Die Münchner Polizei hat weltweit die größten Erfahrungen mit einem riesigen Volksfest und mit der Sicherung einer Millionenstadt. Man sollte ihre Vorschläge aufgreifen, statt mit kontroversen Debatten in jeglicher Richtung weitere Angst zu schüren. Und noch was: Selbst nach Nine Eleven ist nichts geschehen. Aber die Zahl der Trittbrettfahrer, die Fehlalarm auslösen wollten, war gespenstisch. Und bei dem Amoklauf im Mosacher Einkaufs-Zentrum gab es nicht nur tolle „Open-Door-Angebote“ im Netz, sondern auch jede Menge Fehl-Alarm, der völlig unangebrachte Panik auslöste. Wer sachdienliche Hinweise hat und effektvoll ins Netz stellen kann, der kann auch stattdessen einfach 110 wählen – und damit sicherstellen, dass er Sicherheit und nicht Unsicherheit schafft!
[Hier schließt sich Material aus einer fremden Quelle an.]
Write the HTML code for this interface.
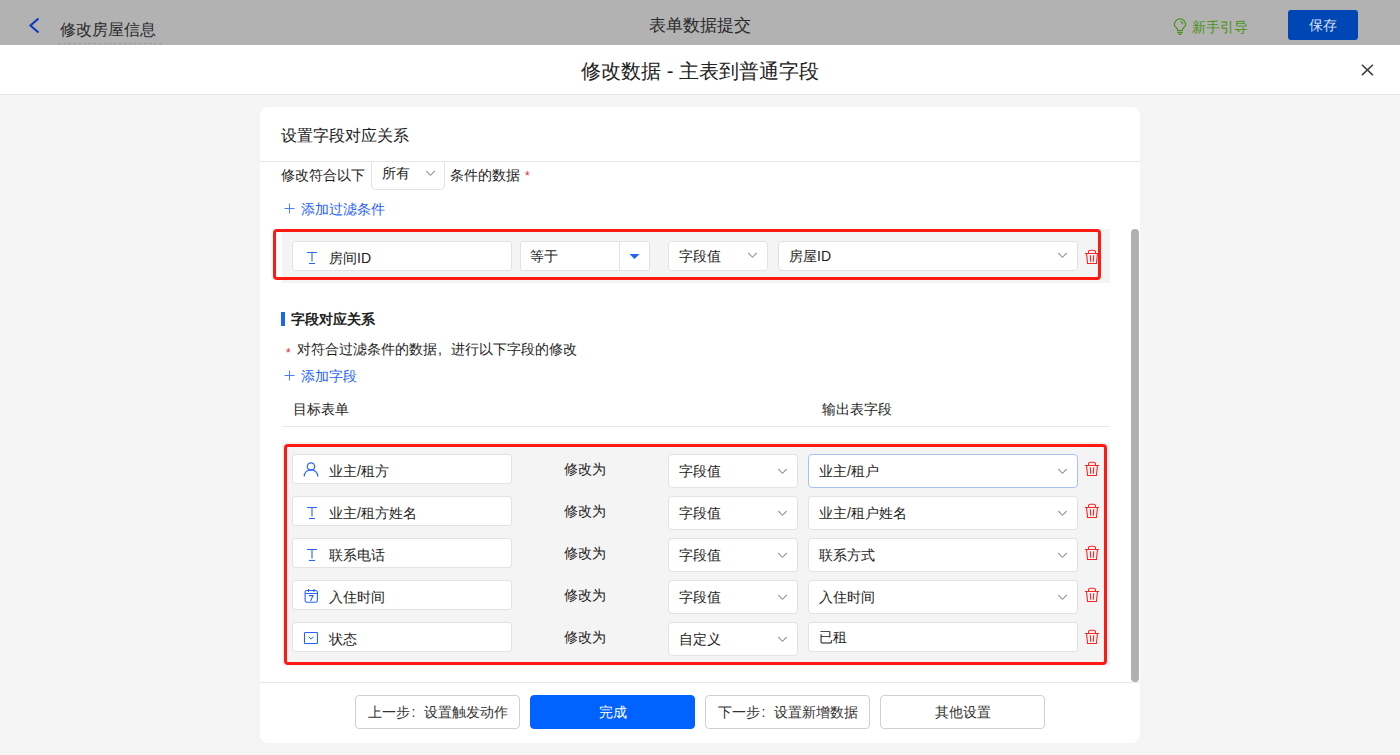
<!DOCTYPE html>
<html><head><meta charset="utf-8">
<style>
*{box-sizing:border-box;margin:0;padding:0}
html,body{width:1400px;height:755px;overflow:hidden;background:#f5f5f5;font-family:"Liberation Sans",sans-serif;color:#1c1c1c;font-size:14px}
.abs{position:absolute}
.t{position:absolute;white-space:nowrap;line-height:20px}
#topbar{position:absolute;left:0;top:0;width:1400px;height:45px;background:#b2b2b2}
#mhead{position:absolute;left:0;top:45px;width:1400px;height:50px;background:#fff;border-bottom:1px solid #e4e4e4}
#card{position:absolute;left:260px;top:107px;width:880px;height:636px;background:#fff;border-radius:8px;overflow:hidden}
.inp{position:absolute;background:#fff;border:1px solid #e2e2e2;border-radius:3px}
.sel{position:absolute;background:#fff;border:1px solid #e2e2e2;border-radius:4px}
.chev{position:absolute;width:11px;height:7px}
.red{position:absolute;border:3px solid #ff1a14;border-radius:4px}
.btn{position:absolute;top:695px;width:165px;height:34px;border:1px solid #d0d0d0;border-radius:4px;background:#fff;text-align:center;line-height:32px;font-size:14px;color:#333}
</style></head><body>
<div id="topbar">
  <svg class="abs" style="left:28px;top:17px" width="13" height="17" viewBox="0 0 13 17"><path d="M10.5 1.5 L2.5 8.5 L10.5 15.5" fill="none" stroke="#0a3cbc" stroke-width="2.1"/></svg>
  <div class="t" style="left:60px;top:20px;font-size:16px;line-height:20px;color:#2a2a2a">修改房屋信息</div>
  <div class="abs" style="left:58px;top:43px;width:104px;border-top:1px dashed #9e9e9e"></div>
  <div class="t" style="left:649px;top:16px;font-size:17px;color:#2a2a2a">表单数据提交</div>
  <svg class="abs" style="left:1172px;top:17px" width="16" height="19" viewBox="0 0 16 19"><path d="M5.6 13.6 V12.6 C5.6 11.2 2.3 9.8 2.3 7.6 A5.7 5.7 0 0 1 13.7 7.6 C13.7 9.8 10.4 11.2 10.4 12.6 V13.6 Z" fill="none" stroke="#4a9216" stroke-width="1.25"/><path d="M5.3 15.6 H10.7 M6.6 17.4 H9.4" stroke="#4a9216" stroke-width="1.2"/><path d="M8.6 4.6 A3 3 0 0 1 10.8 7.2" fill="none" stroke="#4a9216" stroke-width="1.2"/></svg>
  <div class="t" style="left:1192px;top:17px;font-size:14px;color:#4a9216">新手引导</div>
  <div class="abs" style="left:1288px;top:10px;width:70px;height:30px;background:#0046b4;border-radius:3px;color:#d9e2f2;text-align:center;line-height:30px;font-size:14px">保存</div>
</div>
<div id="mhead">
  <div class="t" style="left:0;width:1400px;text-align:center;top:14px;font-size:20px;line-height:24px;color:#222">修改数据 - 主表到普通字段</div>
  <svg class="abs" style="left:1360px;top:18px" width="15" height="15" viewBox="0 0 15 15"><path d="M1.9 1.7 L12.9 12.1 M12.9 1.7 L1.9 12.1" stroke="#3c3c3c" stroke-width="1.5"/></svg>
</div>
<div id="card"></div>
<div class="t" style="left:281px;top:126px;font-size:16px;color:#222">设置字段对应关系</div>
<div class="abs" style="left:260px;top:161px;width:880px;height:1px;background:#e8e8e8"></div>
<div class="abs" style="left:260px;top:162px;width:880px;height:520px;overflow:hidden">
<div class="abs" style="left:-260px;top:-162px;width:1400px;height:755px">
  <div class="t" style="left:281px;top:165px">修改符合以下</div>
  <div class="sel" style="left:371px;top:159px;width:74px;height:31px"></div>
  <div class="t" style="left:382px;top:163px">所有</div>
  <svg class="abs" style="left:425px;top:170px" width="11" height="7" viewBox="0 0 11 7"><path d="M1.3 1 L5.5 5.3 L9.7 1" fill="none" stroke="#979797" stroke-width="1.1"/></svg>
  <div class="t" style="left:450px;top:165px">条件的数据</div>
  <div class="t" style="left:525px;top:166px;color:#f5222d;font-size:12px">*</div>
  <svg class="abs" style="left:284px;top:203px" width="11" height="11" viewBox="0 0 11 11"><path d="M5.5 0.5 V10.5 M0.5 5.5 H10.5" stroke="#4d7bff" stroke-width="1"/></svg>
  <div class="t" style="left:301px;top:199px;color:#1f5fff">添加过滤条件</div>

  <div class="abs" style="left:282px;top:229px;width:828px;height:54px;background:#f4f4f4"></div>
  <div class="inp" style="left:292px;top:241px;width:220px;height:30px"></div>
  <svg class="abs" style="left:306px;top:251px" width="12" height="14" viewBox="0 0 12 14"><path d="M1 1.5 H11 M6 1.5 V10.5 M3 12.5 H9" fill="none" stroke="#2764ff" stroke-width="1.1"/></svg>
  <div class="t" style="left:329px;top:248px">房间ID</div>
  <div class="inp" style="left:520px;top:241px;width:130px;height:30px;border-radius:2px"></div>
  <div class="abs" style="left:619px;top:242px;width:1px;height:28px;background:#e2e2e2"></div>
  <svg class="abs" style="left:629px;top:253px" width="11" height="7" viewBox="0 0 11 7"><path d="M0.5 1 H10.5 L5.5 6 Z" fill="#1c64f2"/></svg>
  <div class="t" style="left:530px;top:246px">等于</div>
  <div class="sel" style="left:668px;top:241px;width:100px;height:30px"></div>
  <div class="t" style="left:679px;top:246px">字段值</div>
  <svg class="abs" style="left:747px;top:252px" width="11" height="7" viewBox="0 0 11 7"><path d="M1.3 1 L5.5 5.3 L9.7 1" fill="none" stroke="#979797" stroke-width="1.1"/></svg>
  <div class="sel" style="left:778px;top:241px;width:300px;height:30px"></div>
  <div class="t" style="left:789px;top:246px">房屋ID</div>
  <svg class="abs" style="left:1057px;top:252px" width="11" height="7" viewBox="0 0 11 7"><path d="M1.3 1 L5.5 5.3 L9.7 1" fill="none" stroke="#979797" stroke-width="1.1"/></svg>
  <svg class="abs" style="left:1084px;top:249px" width="16" height="16" viewBox="0 0 16 16"><path d="M1 4.5 H15 M4.5 4.5 V3 A1.8 1.8 0 0 1 6.3 1.2 H9.7 A1.8 1.8 0 0 1 11.5 3 V4.5 M2.5 4.5 L3.6 14.5 H12.4 L13.5 4.5 M6.3 6.3 L6.7 12.8 M9.7 6.3 L9.3 12.8" fill="none" stroke="#fa2424" stroke-width="1.1"/></svg>
  <div class="red" style="left:273px;top:229px;width:828px;height:51px"></div>

  <div class="abs" style="left:281px;top:312px;width:4px;height:14px;background:#1c64f2"></div>
  <div class="t" style="left:291px;top:309px;font-weight:bold;color:#222">字段对应关系</div>
  <div class="t" style="left:286px;top:343px;color:#f5222d;font-size:12px">*</div>
  <div class="t" style="left:297px;top:339px">对符合过滤条件的数据<span style="display:inline-block;width:14px;padding-left:1px">,</span>进行以下字段的修改</div>
  <svg class="abs" style="left:284px;top:370px" width="11" height="11" viewBox="0 0 11 11"><path d="M5.5 0.5 V10.5 M0.5 5.5 H10.5" stroke="#4d7bff" stroke-width="1"/></svg>
  <div class="t" style="left:301px;top:366px;color:#1f5fff">添加字段</div>
  <div class="t" style="left:293px;top:399px">目标表单</div>
  <div class="t" style="left:822px;top:399px">输出表字段</div>
  <div class="abs" style="left:282px;top:426px;width:828px;height:1px;background:#e8e8e8"></div>

  <div class="abs" style="left:282px;top:442px;width:828px;height:224px;background:#f4f4f4"></div>
  <div class="inp" style="left:292px;top:454px;width:220px;height:30px"></div>
  <svg class="abs" style="left:303px;top:462px" width="16" height="16" viewBox="0 0 16 16"><circle cx="8" cy="4.5" r="3.7" fill="none" stroke="#2764ff" stroke-width="1.2"/><path d="M1.2 14.5 A6.8 6.8 0 0 1 14.8 14.5" fill="none" stroke="#2764ff" stroke-width="1.2"/></svg>
  <div class="t" style="left:329px;top:461px">业主/租方</div>
  <div class="t" style="left:564px;top:459px">修改为</div>
  <div class="sel" style="left:668px;top:454px;width:130px;height:34px"></div>
  <div class="t" style="left:679px;top:461px">字段值</div>
  <svg class="abs" style="left:777px;top:468px" width="11" height="7" viewBox="0 0 11 7"><path d="M1.3 1 L5.5 5.3 L9.7 1" fill="none" stroke="#979797" stroke-width="1.1"/></svg>
  <div class="sel" style="left:808px;top:454px;width:270px;height:34px;border-color:#a8c2f0"></div>
  <svg class="abs" style="left:1057px;top:468px" width="11" height="7" viewBox="0 0 11 7"><path d="M1.3 1 L5.5 5.3 L9.7 1" fill="none" stroke="#979797" stroke-width="1.1"/></svg>
  <div class="t" style="left:819px;top:461px">业主/租户</div>
  <svg class="abs" style="left:1084px;top:461px" width="16" height="16" viewBox="0 0 16 16"><path d="M1 4.5 H15 M4.5 4.5 V3 A1.8 1.8 0 0 1 6.3 1.2 H9.7 A1.8 1.8 0 0 1 11.5 3 V4.5 M2.5 4.5 L3.6 14.5 H12.4 L13.5 4.5 M6.3 6.3 L6.7 12.8 M9.7 6.3 L9.3 12.8" fill="none" stroke="#fa2424" stroke-width="1.1"/></svg>
  <div class="inp" style="left:292px;top:496px;width:220px;height:30px"></div>
  <svg class="abs" style="left:306px;top:506px" width="12" height="14" viewBox="0 0 12 14"><path d="M1 1.5 H11 M6 1.5 V10.5 M3 12.5 H9" fill="none" stroke="#2764ff" stroke-width="1.1"/></svg>
  <div class="t" style="left:329px;top:503px">业主/租方姓名</div>
  <div class="t" style="left:564px;top:501px">修改为</div>
  <div class="sel" style="left:668px;top:496px;width:130px;height:34px"></div>
  <div class="t" style="left:679px;top:503px">字段值</div>
  <svg class="abs" style="left:777px;top:510px" width="11" height="7" viewBox="0 0 11 7"><path d="M1.3 1 L5.5 5.3 L9.7 1" fill="none" stroke="#979797" stroke-width="1.1"/></svg>
  <div class="sel" style="left:808px;top:496px;width:270px;height:34px;border-color:#e2e2e2"></div>
  <svg class="abs" style="left:1057px;top:510px" width="11" height="7" viewBox="0 0 11 7"><path d="M1.3 1 L5.5 5.3 L9.7 1" fill="none" stroke="#979797" stroke-width="1.1"/></svg>
  <div class="t" style="left:819px;top:503px">业主/租户姓名</div>
  <svg class="abs" style="left:1084px;top:503px" width="16" height="16" viewBox="0 0 16 16"><path d="M1 4.5 H15 M4.5 4.5 V3 A1.8 1.8 0 0 1 6.3 1.2 H9.7 A1.8 1.8 0 0 1 11.5 3 V4.5 M2.5 4.5 L3.6 14.5 H12.4 L13.5 4.5 M6.3 6.3 L6.7 12.8 M9.7 6.3 L9.3 12.8" fill="none" stroke="#fa2424" stroke-width="1.1"/></svg>
  <div class="inp" style="left:292px;top:538px;width:220px;height:30px"></div>
  <svg class="abs" style="left:306px;top:548px" width="12" height="14" viewBox="0 0 12 14"><path d="M1 1.5 H11 M6 1.5 V10.5 M3 12.5 H9" fill="none" stroke="#2764ff" stroke-width="1.1"/></svg>
  <div class="t" style="left:329px;top:545px">联系电话</div>
  <div class="t" style="left:564px;top:543px">修改为</div>
  <div class="sel" style="left:668px;top:538px;width:130px;height:34px"></div>
  <div class="t" style="left:679px;top:545px">字段值</div>
  <svg class="abs" style="left:777px;top:552px" width="11" height="7" viewBox="0 0 11 7"><path d="M1.3 1 L5.5 5.3 L9.7 1" fill="none" stroke="#979797" stroke-width="1.1"/></svg>
  <div class="sel" style="left:808px;top:538px;width:270px;height:34px;border-color:#e2e2e2"></div>
  <svg class="abs" style="left:1057px;top:552px" width="11" height="7" viewBox="0 0 11 7"><path d="M1.3 1 L5.5 5.3 L9.7 1" fill="none" stroke="#979797" stroke-width="1.1"/></svg>
  <div class="t" style="left:819px;top:545px">联系方式</div>
  <svg class="abs" style="left:1084px;top:545px" width="16" height="16" viewBox="0 0 16 16"><path d="M1 4.5 H15 M4.5 4.5 V3 A1.8 1.8 0 0 1 6.3 1.2 H9.7 A1.8 1.8 0 0 1 11.5 3 V4.5 M2.5 4.5 L3.6 14.5 H12.4 L13.5 4.5 M6.3 6.3 L6.7 12.8 M9.7 6.3 L9.3 12.8" fill="none" stroke="#fa2424" stroke-width="1.1"/></svg>
  <div class="inp" style="left:292px;top:580px;width:220px;height:30px"></div>
  <svg class="abs" style="left:303px;top:588px" width="16" height="16" viewBox="0 0 16 16"><rect x="2.1" y="2.5" width="12.3" height="11.7" rx="1.6" fill="none" stroke="#2764ff" stroke-width="1.1"/><path d="M2.1 5.5 H14.4 M5.5 1 V4 M11 1 V4 M6 7.6 H10 L7.6 13" fill="none" stroke="#2764ff" stroke-width="1.1"/></svg>
  <div class="t" style="left:329px;top:587px">入住时间</div>
  <div class="t" style="left:564px;top:585px">修改为</div>
  <div class="sel" style="left:668px;top:580px;width:130px;height:34px"></div>
  <div class="t" style="left:679px;top:587px">字段值</div>
  <svg class="abs" style="left:777px;top:594px" width="11" height="7" viewBox="0 0 11 7"><path d="M1.3 1 L5.5 5.3 L9.7 1" fill="none" stroke="#979797" stroke-width="1.1"/></svg>
  <div class="sel" style="left:808px;top:580px;width:270px;height:34px;border-color:#e2e2e2"></div>
  <svg class="abs" style="left:1057px;top:594px" width="11" height="7" viewBox="0 0 11 7"><path d="M1.3 1 L5.5 5.3 L9.7 1" fill="none" stroke="#979797" stroke-width="1.1"/></svg>
  <div class="t" style="left:819px;top:587px">入住时间</div>
  <svg class="abs" style="left:1084px;top:587px" width="16" height="16" viewBox="0 0 16 16"><path d="M1 4.5 H15 M4.5 4.5 V3 A1.8 1.8 0 0 1 6.3 1.2 H9.7 A1.8 1.8 0 0 1 11.5 3 V4.5 M2.5 4.5 L3.6 14.5 H12.4 L13.5 4.5 M6.3 6.3 L6.7 12.8 M9.7 6.3 L9.3 12.8" fill="none" stroke="#fa2424" stroke-width="1.1"/></svg>
  <div class="inp" style="left:292px;top:622px;width:220px;height:30px"></div>
  <svg class="abs" style="left:303px;top:631px" width="16" height="16" viewBox="0 0 16 16"><rect x="1.5" y="1.5" width="13" height="11" rx="0.8" fill="none" stroke="#2764ff" stroke-width="1.1"/><path d="M5.6 5.6 L8.1 8.1 L10.6 5.6" fill="none" stroke="#2764ff" stroke-width="1"/></svg>
  <div class="t" style="left:329px;top:629px">状态</div>
  <div class="t" style="left:564px;top:627px">修改为</div>
  <div class="sel" style="left:668px;top:622px;width:130px;height:34px"></div>
  <div class="t" style="left:679px;top:629px">自定义</div>
  <svg class="abs" style="left:777px;top:636px" width="11" height="7" viewBox="0 0 11 7"><path d="M1.3 1 L5.5 5.3 L9.7 1" fill="none" stroke="#979797" stroke-width="1.1"/></svg>
  <div class="inp" style="left:808px;top:622px;width:270px;height:30px"></div>
  <div class="t" style="left:819px;top:627px">已租</div>
  <svg class="abs" style="left:1084px;top:629px" width="16" height="16" viewBox="0 0 16 16"><path d="M1 4.5 H15 M4.5 4.5 V3 A1.8 1.8 0 0 1 6.3 1.2 H9.7 A1.8 1.8 0 0 1 11.5 3 V4.5 M2.5 4.5 L3.6 14.5 H12.4 L13.5 4.5 M6.3 6.3 L6.7 12.8 M9.7 6.3 L9.3 12.8" fill="none" stroke="#fa2424" stroke-width="1.1"/></svg>
  <div class="red" style="left:284px;top:444px;width:823px;height:221px"></div>
</div></div>
<div class="abs" style="left:1131px;top:229px;width:8px;height:453px;background:#b0b0b0;border-radius:4px"></div>
<div class="abs" style="left:260px;top:682px;width:880px;height:1px;background:#e8e8e8"></div>
<div class="btn" style="left:355px">上一步<span style="display:inline-block;width:14px;text-align:left;padding-left:2px">:</span>设置触发动作</div>
<div class="btn" style="left:530px;background:#0062ff;border-color:#0062ff;color:#fff">完成</div>
<div class="btn" style="left:705px">下一步<span style="display:inline-block;width:14px;text-align:left;padding-left:2px">:</span>设置新增数据</div>
<div class="btn" style="left:880px">其他设置</div>

</body></html>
2016 hat sich nicht die Welt verändert – sondern uns ist vieles bewusster geworden, was wir vorher erstaunlich erfolgreich verdrängt haben. Wer sein Leben im allgemeinen und die Wiesn im besonderen genießen will, kann und soll das tun – ohne jede absolute Sicherheit, die es noch nie gegeben hat. In diesem Sinne: Auf eine friedliche  Wiesn! Wir sehen uns!